Note how many lines contain "React" and give that number, with nothing else.

+ + + + +

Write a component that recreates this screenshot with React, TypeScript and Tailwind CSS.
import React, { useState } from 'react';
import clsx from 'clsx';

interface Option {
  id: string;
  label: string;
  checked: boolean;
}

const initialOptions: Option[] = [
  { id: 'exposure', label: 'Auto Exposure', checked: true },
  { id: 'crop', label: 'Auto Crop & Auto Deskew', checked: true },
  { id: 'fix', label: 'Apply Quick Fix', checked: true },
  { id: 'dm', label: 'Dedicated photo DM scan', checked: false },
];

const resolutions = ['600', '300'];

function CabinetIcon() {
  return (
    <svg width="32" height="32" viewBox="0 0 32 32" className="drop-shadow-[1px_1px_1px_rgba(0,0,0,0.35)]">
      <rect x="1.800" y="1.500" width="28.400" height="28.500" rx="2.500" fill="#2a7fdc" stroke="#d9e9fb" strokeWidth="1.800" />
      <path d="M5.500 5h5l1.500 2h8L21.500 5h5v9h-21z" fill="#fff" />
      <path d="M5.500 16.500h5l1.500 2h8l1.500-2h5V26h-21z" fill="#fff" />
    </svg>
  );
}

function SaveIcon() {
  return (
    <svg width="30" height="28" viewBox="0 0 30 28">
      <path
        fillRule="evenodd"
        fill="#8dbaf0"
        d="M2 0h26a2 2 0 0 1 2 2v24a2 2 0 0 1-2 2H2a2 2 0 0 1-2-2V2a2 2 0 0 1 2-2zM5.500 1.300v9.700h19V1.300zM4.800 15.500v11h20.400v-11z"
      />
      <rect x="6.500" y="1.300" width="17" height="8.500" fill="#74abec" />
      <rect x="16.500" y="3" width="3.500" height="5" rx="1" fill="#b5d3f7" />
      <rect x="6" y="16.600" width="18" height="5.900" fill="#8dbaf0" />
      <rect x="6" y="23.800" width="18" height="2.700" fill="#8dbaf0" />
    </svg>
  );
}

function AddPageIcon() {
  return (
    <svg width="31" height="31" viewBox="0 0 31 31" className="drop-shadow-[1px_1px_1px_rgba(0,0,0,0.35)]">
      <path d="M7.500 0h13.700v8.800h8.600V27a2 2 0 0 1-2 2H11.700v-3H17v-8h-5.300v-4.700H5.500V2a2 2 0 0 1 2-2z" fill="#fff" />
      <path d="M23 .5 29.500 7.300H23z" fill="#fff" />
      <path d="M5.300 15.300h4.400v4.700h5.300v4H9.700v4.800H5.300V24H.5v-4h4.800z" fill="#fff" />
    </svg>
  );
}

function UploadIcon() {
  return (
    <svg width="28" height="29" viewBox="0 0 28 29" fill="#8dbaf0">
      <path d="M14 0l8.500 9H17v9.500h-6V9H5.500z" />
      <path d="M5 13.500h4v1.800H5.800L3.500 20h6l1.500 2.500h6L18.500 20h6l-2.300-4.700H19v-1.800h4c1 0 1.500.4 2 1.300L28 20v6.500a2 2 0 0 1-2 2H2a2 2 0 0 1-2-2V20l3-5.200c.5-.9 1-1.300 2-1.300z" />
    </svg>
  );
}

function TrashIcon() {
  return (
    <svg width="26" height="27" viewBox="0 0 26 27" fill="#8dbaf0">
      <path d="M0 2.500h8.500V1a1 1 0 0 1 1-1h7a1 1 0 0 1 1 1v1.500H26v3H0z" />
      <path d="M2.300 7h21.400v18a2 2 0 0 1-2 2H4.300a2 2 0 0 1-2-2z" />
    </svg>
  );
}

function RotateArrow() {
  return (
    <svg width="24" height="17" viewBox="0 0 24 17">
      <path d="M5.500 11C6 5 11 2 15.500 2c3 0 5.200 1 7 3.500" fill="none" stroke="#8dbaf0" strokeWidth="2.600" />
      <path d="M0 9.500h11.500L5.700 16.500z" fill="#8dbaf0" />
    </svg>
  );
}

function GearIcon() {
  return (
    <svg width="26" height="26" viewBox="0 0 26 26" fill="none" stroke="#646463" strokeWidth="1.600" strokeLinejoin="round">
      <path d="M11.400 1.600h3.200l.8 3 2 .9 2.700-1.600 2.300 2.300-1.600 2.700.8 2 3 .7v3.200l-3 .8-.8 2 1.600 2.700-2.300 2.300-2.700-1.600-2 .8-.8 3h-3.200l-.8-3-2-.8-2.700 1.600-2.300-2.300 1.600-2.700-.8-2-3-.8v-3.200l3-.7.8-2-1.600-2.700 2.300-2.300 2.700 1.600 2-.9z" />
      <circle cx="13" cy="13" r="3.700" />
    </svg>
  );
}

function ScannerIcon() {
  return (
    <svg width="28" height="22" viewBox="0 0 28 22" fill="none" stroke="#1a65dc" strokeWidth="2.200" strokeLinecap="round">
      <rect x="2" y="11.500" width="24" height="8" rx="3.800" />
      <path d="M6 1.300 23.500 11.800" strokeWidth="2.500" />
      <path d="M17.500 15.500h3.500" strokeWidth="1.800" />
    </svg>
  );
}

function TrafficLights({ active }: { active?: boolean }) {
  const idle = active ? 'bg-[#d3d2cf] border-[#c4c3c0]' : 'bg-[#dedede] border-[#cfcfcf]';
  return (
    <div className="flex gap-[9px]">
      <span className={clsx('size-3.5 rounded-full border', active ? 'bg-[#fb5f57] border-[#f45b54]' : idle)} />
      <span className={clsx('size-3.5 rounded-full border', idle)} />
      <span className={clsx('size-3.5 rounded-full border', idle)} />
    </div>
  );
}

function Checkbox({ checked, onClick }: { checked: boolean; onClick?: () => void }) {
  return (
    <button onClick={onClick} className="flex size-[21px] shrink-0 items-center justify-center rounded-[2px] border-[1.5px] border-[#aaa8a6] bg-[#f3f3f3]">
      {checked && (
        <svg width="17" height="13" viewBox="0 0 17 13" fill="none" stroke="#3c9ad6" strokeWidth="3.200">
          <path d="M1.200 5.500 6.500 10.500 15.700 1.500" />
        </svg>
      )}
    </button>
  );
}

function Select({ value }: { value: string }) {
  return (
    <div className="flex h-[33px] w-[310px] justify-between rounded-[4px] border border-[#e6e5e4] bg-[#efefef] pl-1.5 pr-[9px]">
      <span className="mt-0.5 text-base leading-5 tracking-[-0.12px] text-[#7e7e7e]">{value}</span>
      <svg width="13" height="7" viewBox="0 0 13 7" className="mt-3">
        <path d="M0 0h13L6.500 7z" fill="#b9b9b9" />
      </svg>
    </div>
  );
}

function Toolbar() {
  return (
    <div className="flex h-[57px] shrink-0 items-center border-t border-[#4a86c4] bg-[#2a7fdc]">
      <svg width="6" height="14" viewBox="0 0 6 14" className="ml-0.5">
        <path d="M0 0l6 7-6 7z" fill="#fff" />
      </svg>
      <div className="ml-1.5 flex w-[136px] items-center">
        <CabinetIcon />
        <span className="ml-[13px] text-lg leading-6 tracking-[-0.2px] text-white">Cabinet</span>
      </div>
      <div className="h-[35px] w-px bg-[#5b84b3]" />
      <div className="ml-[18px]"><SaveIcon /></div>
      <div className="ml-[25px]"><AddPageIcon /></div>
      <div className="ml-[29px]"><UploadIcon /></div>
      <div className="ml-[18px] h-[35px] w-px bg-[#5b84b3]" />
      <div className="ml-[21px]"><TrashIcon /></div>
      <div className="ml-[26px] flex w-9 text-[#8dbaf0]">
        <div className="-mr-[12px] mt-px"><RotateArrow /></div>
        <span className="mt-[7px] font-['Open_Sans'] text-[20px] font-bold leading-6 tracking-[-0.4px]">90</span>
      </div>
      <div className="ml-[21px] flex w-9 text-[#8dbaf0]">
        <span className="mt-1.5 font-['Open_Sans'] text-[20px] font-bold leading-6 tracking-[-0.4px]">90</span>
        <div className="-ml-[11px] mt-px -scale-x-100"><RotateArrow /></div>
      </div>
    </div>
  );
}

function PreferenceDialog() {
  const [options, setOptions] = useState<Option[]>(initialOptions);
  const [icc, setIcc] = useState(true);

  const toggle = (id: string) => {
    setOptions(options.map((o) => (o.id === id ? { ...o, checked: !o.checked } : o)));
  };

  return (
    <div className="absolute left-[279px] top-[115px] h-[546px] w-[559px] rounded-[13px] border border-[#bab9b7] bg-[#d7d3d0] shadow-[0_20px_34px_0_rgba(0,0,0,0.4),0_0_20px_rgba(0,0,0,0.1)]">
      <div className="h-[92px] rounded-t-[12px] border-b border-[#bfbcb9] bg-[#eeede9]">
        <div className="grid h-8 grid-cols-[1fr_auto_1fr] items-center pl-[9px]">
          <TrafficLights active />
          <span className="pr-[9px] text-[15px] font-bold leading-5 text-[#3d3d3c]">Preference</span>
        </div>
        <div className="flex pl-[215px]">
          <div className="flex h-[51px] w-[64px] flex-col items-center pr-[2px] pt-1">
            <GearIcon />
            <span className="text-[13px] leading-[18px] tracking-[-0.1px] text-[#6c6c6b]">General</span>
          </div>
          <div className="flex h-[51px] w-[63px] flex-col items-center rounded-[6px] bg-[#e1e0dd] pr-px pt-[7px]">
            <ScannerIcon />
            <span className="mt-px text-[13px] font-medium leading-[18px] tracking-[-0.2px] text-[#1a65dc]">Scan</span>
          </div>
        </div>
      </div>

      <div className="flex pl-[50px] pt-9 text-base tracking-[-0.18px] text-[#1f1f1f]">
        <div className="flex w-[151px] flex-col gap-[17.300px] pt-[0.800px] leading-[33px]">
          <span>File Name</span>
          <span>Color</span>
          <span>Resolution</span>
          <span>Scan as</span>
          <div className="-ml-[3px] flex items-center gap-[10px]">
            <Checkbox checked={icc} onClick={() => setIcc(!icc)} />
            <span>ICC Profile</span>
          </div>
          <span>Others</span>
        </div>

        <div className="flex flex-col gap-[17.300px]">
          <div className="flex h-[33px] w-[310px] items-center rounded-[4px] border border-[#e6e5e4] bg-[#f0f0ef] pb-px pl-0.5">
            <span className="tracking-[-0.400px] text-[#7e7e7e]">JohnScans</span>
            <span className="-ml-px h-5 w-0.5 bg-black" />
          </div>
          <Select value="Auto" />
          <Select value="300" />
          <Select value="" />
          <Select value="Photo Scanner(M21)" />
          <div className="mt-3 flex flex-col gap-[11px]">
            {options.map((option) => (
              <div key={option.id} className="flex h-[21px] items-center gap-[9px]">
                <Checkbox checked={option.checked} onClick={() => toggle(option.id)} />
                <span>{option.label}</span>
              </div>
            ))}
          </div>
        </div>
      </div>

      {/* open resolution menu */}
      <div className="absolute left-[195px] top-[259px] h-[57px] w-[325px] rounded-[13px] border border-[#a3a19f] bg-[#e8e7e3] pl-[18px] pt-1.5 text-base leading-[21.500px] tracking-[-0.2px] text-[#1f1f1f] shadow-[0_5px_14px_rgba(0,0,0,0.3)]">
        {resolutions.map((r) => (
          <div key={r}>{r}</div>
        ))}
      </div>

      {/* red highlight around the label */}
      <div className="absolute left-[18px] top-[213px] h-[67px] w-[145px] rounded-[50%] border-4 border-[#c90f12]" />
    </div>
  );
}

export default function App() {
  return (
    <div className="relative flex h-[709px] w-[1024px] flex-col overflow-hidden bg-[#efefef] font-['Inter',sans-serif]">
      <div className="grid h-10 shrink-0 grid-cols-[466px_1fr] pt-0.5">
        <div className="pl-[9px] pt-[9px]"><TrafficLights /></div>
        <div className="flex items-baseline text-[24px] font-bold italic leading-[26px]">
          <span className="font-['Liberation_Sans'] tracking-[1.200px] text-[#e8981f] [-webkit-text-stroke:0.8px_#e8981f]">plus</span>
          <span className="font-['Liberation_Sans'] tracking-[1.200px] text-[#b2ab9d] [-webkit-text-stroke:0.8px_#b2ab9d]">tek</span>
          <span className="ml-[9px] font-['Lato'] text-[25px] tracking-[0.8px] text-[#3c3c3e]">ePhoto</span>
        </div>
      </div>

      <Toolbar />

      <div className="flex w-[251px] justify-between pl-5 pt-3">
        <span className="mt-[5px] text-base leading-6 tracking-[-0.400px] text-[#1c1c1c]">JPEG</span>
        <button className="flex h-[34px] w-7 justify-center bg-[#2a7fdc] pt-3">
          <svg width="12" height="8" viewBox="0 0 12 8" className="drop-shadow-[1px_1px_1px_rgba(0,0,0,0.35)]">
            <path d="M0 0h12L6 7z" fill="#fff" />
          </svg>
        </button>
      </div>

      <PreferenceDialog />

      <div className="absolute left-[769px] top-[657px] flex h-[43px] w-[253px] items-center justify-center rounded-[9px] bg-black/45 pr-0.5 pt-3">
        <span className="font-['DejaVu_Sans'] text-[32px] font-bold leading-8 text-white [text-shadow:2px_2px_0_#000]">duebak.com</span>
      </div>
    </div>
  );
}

+ + + + +

__Task response__:
2